L’augmentation des ressources financières se fait aussi sentir d’une manière très brutale dans les cimetières qui ressemblent de plus en plus à des expositions de matériaux exotiques. Les granits et les marbres employés proviennent de toutes les parties du monde. Les monuments anciens, par exemple néogothiques, réalisés par des sculpteurs de la région, sont remplacés par des constructions banales découpées à la machine. Comme les plantes demandent trop d’entretien, elles n’ont aucune chance par rapport aux dalles polies et brillantes qu’il suffit de nettoyer une fois par an au jet d’eau. En général, les pouvoirs publics ont capitulé devant cette attitude et faute de moyens de contrôle, même des cimetières protégés ont perdu tout caractère. Dans la mesure où ils se trouvent près d’églises classées, même celles-ci s’en trouvent défigurées.

La décomposition de la pierre sous l’influence de différents facteurs constitue une sérieuse menace pour les innombrables croix de chemin qui font partie du paysage traditionnel. Ces monuments étaient en général recouverts d’une couche de polychromie, ce qui constituait une protection qui était régulièrement renouvelée. Le manque d’intérêt et le besoin d’authenticité ont conduit à l’abandon de cette pratique. Résultat : la pierre apparente et nue est exposée aux intempéries auxquelles elle ne résiste pas. D’autres sculptures ont été soumises à un traitement hydrophobe qui empêche l’évacuation de l’humidité, ce qui cause la décomposition de la pierre. Cette menace pèse surtout sur le grès et le schiste d’ardoise. L’emploi de moyens de nettoyage inappropriés, appliqués en plus beaucoup trop souvent, crée des dangers supplémentaires.

Tous ces risques échappent en général aux autorités responsables de la conservation du patrimoine qui ne disposent pas de mesures assez efficaces ou de moyens d'information et de persuasion suffisants.

Steinsel, croix de chemin abîmée

Le grès de Luxembourg constitue dans l'ensemble une pierre assez tendre et par conséquent facile à travailler. Si dans une première phase elle résiste assez bien aux conditions atmosphériques, elle perd cependant toute dureté au bout de quelques années. Cette constatation a mis fin à l'exploitation des gisements à quelques exceptions près. Par le passé on a en général utilisé des matériaux de construction provenant de l'environnement du chantier. Cette pratique explique l'utilisation de pierres très friables. Dans la mesure où celles-ci sont protégées, leur conservation pose moins de problèmes.

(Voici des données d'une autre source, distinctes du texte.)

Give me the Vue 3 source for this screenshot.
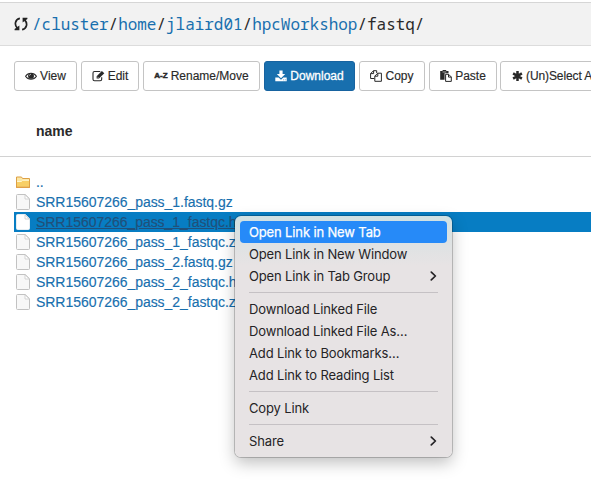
<script setup>
const crumbs = ['cluster', 'home', 'jlaird01', 'hpcWorkshop']
const buttons = [
  { label: 'View', icon: 'eye', cls: 'view' },
  { label: 'Edit', icon: 'edit', cls: 'edit' },
  { label: 'Rename/Move', icon: 'az', cls: 'rename' },
  { label: 'Download', icon: 'download', cls: 'download' },
  { label: 'Copy', icon: 'copy', cls: 'copy' },
  { label: 'Paste', icon: 'paste', cls: 'paste' },
  { label: '(Un)Select A', icon: 'star', cls: 'select' },
]
const files = [
  'SRR15607266_pass_1.fastq.gz',
  'SRR15607266_pass_1_fastqc.html',
  'SRR15607266_pass_1_fastqc.zip',
  'SRR15607266_pass_2.fastq.gz',
  'SRR15607266_pass_2_fastqc.html',
  'SRR15607266_pass_2_fastqc.zip',
]
const selected = 1
const groups = [
  [{ t: 'Open Link in New Tab', on: true }, { t: 'Open Link in New Window' }, { t: 'Open Link in Tab Group', sub: true }],
  [{ t: 'Download Linked File' }, { t: 'Download Linked File As…' }, { t: 'Add Link to Bookmarks…' }, { t: 'Add Link to Reading List' }],
  [{ t: 'Copy Link' }],
  [{ t: 'Share', sub: true }],
]
</script>

<template>
  <div class="page">
    <header class="path">
      <svg class="sync" width="14" height="14" viewBox="0 0 14 14">
        <g v-for="r in [0, 180]" :key="r" :transform="`rotate(${r} 7 7)`">
          <path d="M5.900 1.400C1.300 2.100-.1 7.500 3.300 11.200" fill="none" stroke="#222" stroke-width="1.700" />
          <path d="M.6 13.200V12.100L5.400 8.400V13.200Z" fill="#222" />
        </g>
      </svg>
      <span class="crumbs"><template v-for="(c, i) in crumbs" :key="c"><a v-if="i === 0">/{{ c }}</a><template v-else>/<a>{{ c }}</a></template></template>/fastq/</span>
    </header>

    <div class="toolbar">
      <button v-for="b in buttons" :key="b.label" class="btn" :class="b.cls">
        <svg v-if="b.icon === 'eye'" width="12" height="12" viewBox="0 0 13 12">
          <path d="M.6 6.200C3.400 1.800 9.600 1.800 12.400 6.200C9.600 10.500 3.400 10.500.6 6.200Z" fill="none" stroke="currentColor" stroke-width="1.100" />
          <circle cx="6.500" cy="5.900" r="3.200" fill="currentColor" />
          <path d="M4.900 5.600Q5 4.200 6.400 4.100" fill="none" stroke="#fff" stroke-width=".7" />
        </svg>
        <svg v-else-if="b.icon === 'edit'" width="13" height="12" viewBox="0 0 13 12">
          <path d="M8.300 1.500H2.500Q1 1.500 1 3V9.200Q1 10.700 2.500 10.700H8.200Q9.700 10.700 9.700 9.200V7.300" fill="none" stroke="currentColor" stroke-width="1.100" />
          <path d="M4.600 6.200L9.900.9L12.300 3.300L7 8.600H4.600Z" fill="currentColor" />
          <path d="M5.300 6.700L6.500 7.900" stroke="#fff" stroke-width=".6" />
        </svg>
        <span v-else-if="b.icon === 'az'" class="az">A-Z</span>
        <svg v-else-if="b.icon === 'download'" width="12" height="12" viewBox="0 0 12 12">
          <path d="M4.400.6H7.600V4H10.200L6 8.200L1.800 4H4.400Z" fill="currentColor" />
          <path d="M.3 7.500H3.600L6 9.700L8.400 7.500H11.700V11.200H.3Z" fill="currentColor" />
          <path d="M8.300 9.800H9.100M9.900 9.800H10.700" stroke="#186fae" stroke-width=".7" />
        </svg>
        <svg v-else-if="b.icon === 'copy'" width="12" height="12" viewBox="0 0 12 12">
          <path d="M4.300 8.500H.6V3.600L3.500.7H6.700V3M3.600.7V3.600H.6M7.700 3.200H11.400V11.300H4.800V6.100ZM7.800 3.200V6.200H4.800" fill="none" stroke="currentColor" stroke-width="1" />
        </svg>
        <svg v-else-if="b.icon === 'paste'" width="12" height="12" viewBox="0 0 12 12">
          <path d="M.2 1H2.600V0H6.200V1H8.500V3.300H4.600V9.700H.2Z" fill="currentColor" />
          <path d="M2.500 2H6.300" stroke="#fff" stroke-width=".6" />
          <path d="M5.600 4.300H8.600L11.300 7V11.400H5.600ZM8.500 4.300V7.100H11.300" fill="#fff" stroke="currentColor" stroke-width="1" />
        </svg>
        <svg v-else width="11" height="12" viewBox="0 0 11 12">
          <path d="M5.500.9V11.100M1.100 3.450L9.900 8.550M1.100 8.550L9.900 3.450" stroke="currentColor" stroke-width="2.500" />
        </svg>
        <span class="lbl">{{ b.label }}</span>
      </button>
    </div>

    <div class="thead">name</div>

    <ul class="list">
      <li class="row">
        <svg width="16" height="16" viewBox="0 0 16 16">
          <path d="M1.500 3H6.500L7.500 4.500H14.500V13H1.500Z" fill="#fbe7a5" stroke="#dda045" />
          <path d="M2 7.500H6.500L7.500 6.500H14V12.500H2Z" fill="#f8cf66" />
          <path d="M2 7.500H6.500L7.500 6.300H14" fill="none" stroke="#fff6cf" />
          <path d="M1 13.300H15" stroke="#de9432" />
        </svg>
        <a>..</a>
      </li>
      <li v-for="(f, i) in files" :key="f" class="row" :class="{ selected: i === selected }">
        <svg width="16" height="16" viewBox="0 0 16 16">
          <path d="M2.500.5H10.300L14.500 4.700V14.500Q14.500 15.500 13.500 15.500H2.500Q1.500 15.500 1.500 14.500V1.500Q1.500.5 2.500.5Z" :fill="i === selected ? '#fff' : '#f8f8f8'" :stroke="i === selected ? '#e6eef3' : '#c2c2c2'" />
          <path d="M10 .8V5H14.300Z" fill="#fff" stroke="#c9c9c9" stroke-width=".8" />
        </svg>
        <a>{{ f }}</a>
      </li>
    </ul>

    <nav class="menu">
      <div v-for="(g, gi) in groups" :key="gi" class="group">
        <div v-for="m in g" :key="m.t" class="item" :class="{ on: m.on }">
          <span>{{ m.t }}</span>
          <svg v-if="m.sub" width="7" height="10" viewBox="0 0 7 10">
            <path d="M1.300 1.100L5.400 5L1.300 8.900" fill="none" stroke="#252326" stroke-width="1.700" stroke-linecap="round" stroke-linejoin="round" />
          </svg>
        </div>
      </div>
    </nav>
  </div>
</template>

<style>
body { margin: 0; background: #fff; overflow: hidden; }
</style>

<style scoped>
* { box-sizing: border-box; }
.page { position: relative; width: 591px; height: 483px; overflow: hidden; background: #fff; padding-top: 2px; font-family: "Liberation Sans", Arial, sans-serif; color: #2b2b2b; }
.path { height: 44px; display: flex; align-items: center; padding-left: 14px; background: #f2f2f2; border-top: 1px solid #d6d6d6; border-bottom: 1px solid #dcdcdc; }
.sync { flex: none; margin-right: 4px; }
.crumbs { font: 16px/22px "Noto Sans Mono", "DejaVu Sans Mono", monospace; letter-spacing: -.03px; white-space: pre; color: #292929; padding-bottom: 1px; }
a { color: #186fae; }
.toolbar { display: flex; gap: 4px; padding: 15px 0 0 14px; }
.btn { flex: none; height: 30px; display: flex; align-items: center; justify-content: center; gap: 3px; padding: 0; border: 1px solid #c4c4c4; border-radius: 3px; background: #fff; color: #292929; font: 12px/18px "Liberation Sans", Arial, sans-serif; white-space: nowrap; -webkit-text-stroke: .15px currentColor; }
.btn svg { flex: none; }
.view { width: 63px; }
.edit { width: 58px; }
.rename { width: 117px; }
.download { width: 91px; background: #186fae; border-color: #1763a0; color: #fff; -webkit-text-stroke: .3px #fff; }
.copy { width: 66px; }
.paste { width: 68px; }
.select { width: 106px; margin-left: -1px; justify-content: flex-start; padding-left: 11px; }
.select .lbl { letter-spacing: -.1px; }
.az { font-size: 8px; font-weight: 700; -webkit-text-stroke: .5px currentColor; }
.thead { height: 66px; padding: 0 0 0 36px; line-height: 80px; font-size: 14px; font-weight: 700; border-bottom: 1px solid #d2d2d2; }
.list { list-style: none; margin: 15px 0 0 14px; padding: 0; }
.row { height: 20px; display: flex; align-items: center; gap: 5px; padding-left: 1px; font-size: 14px; line-height: 20px; white-space: nowrap; letter-spacing: -.04px; }
.row a { -webkit-text-stroke: .15px currentColor; }
.selected { background: #077dc3; }
.selected a { color: #20507a; text-decoration: underline; }
.menu { position: absolute; left: 235px; top: 216px; width: 217px; height: 241px; padding: 5px; border-radius: 6px; background: linear-gradient(#cfe0e2 0, #dfe2e3 30px, #e7e3e4 50px); box-shadow: 0 0 0 1px rgba(0, 0, 0, .2), 0 6px 16px rgba(0, 0, 0, .25); font: 13px/22px Inter, sans-serif; letter-spacing: -.14px; color: #252326; }
.group + .group { margin-top: 5px; padding-top: 5px; position: relative; border-top: 1px solid transparent; }
.group + .group::before { content: ""; position: absolute; top: -1px; left: 9px; right: 9px; height: 1px; background: #c5c1c4; }
.item { height: 22px; display: flex; align-items: center; justify-content: space-between; padding: 0 10px 0 9px; border-radius: 4px; white-space: nowrap; }
.on { background: #268af8; color: #fff; -webkit-text-stroke: .25px #fff; }
</style>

Tel n'est cependant pas le cas pour la majeure partie des croix de chemin destinées à être posées à l'extérieur, le plus souvent au bord d'une route.

Récemment la Commune de Steinsel a fait procéder à la remise en état de tous ses calvaires. L'examen des pièces a révélé que quelques monuments sont fortement abîmés. La croix située entre Steinsel et Hunsdorf a pratiquement perdu tous ses reliefs et toutes ses inscriptions. Une barre en fer fixée à l'arrière avait provoqué l'effritement de nombreux éléments.

Les trous ont finalement été rebouchés à l'aide d'une pierre reconstituée. Pour donner un aspect harmonieux à l'ensemble et pour protéger le grès originel, le tout a été revêtu d'une couche de peinture à la chaux. Celle-ci devra être renouvelée régulièrement. La lisibilité des reliefs n'a pas pu être reconstituée.

Ce cas est exemplaire pour la menace qui pèse sur ces monuments de l'art et de la piété populaires.

Septfontaines, sauvetage d'une maison

A Septfontaines, l'Administration des Ponts et Chaussées, en collaboration avec l'Administration Communale, a procédé au redressement de l'artère principale de la localité qui est une route nationale. Dans le cadre de ces travaux était prévue la démolition d'une maison historique remontant, dans son aspect actuel, à la fin du 18e siècle. Comme la demeure n'était plus habitée depuis une vingtaine d'années, l'intérieur n'avait pas été modifié et conservait sa disposition originelle. L'édifice revêtait cependant avant tout une importance capitale pour la conservation du tissu villageois. Il se situe, en effet à l'angle d'un croisement et est complètement dégagé sur tous les côtés. Sa disparition aurait créé un espace vide au milieu du village. Quand le Service des Sites et Monuments nationaux a eu connaissance du projet de démolition, il a fait procéder à l'inscription de l'immeuble à l'inventaire supplémentaire des monuments nationaux. Des pourparlers ont été entamés avec les administrations concernées et les propriétaires. Finalement, la maison, classée monument national entretemps, a pu être sauvée. Elle est actuellement en voie de restauration. Malheureusement d'autres villages ont été défigurés par des démolitions de ce genre.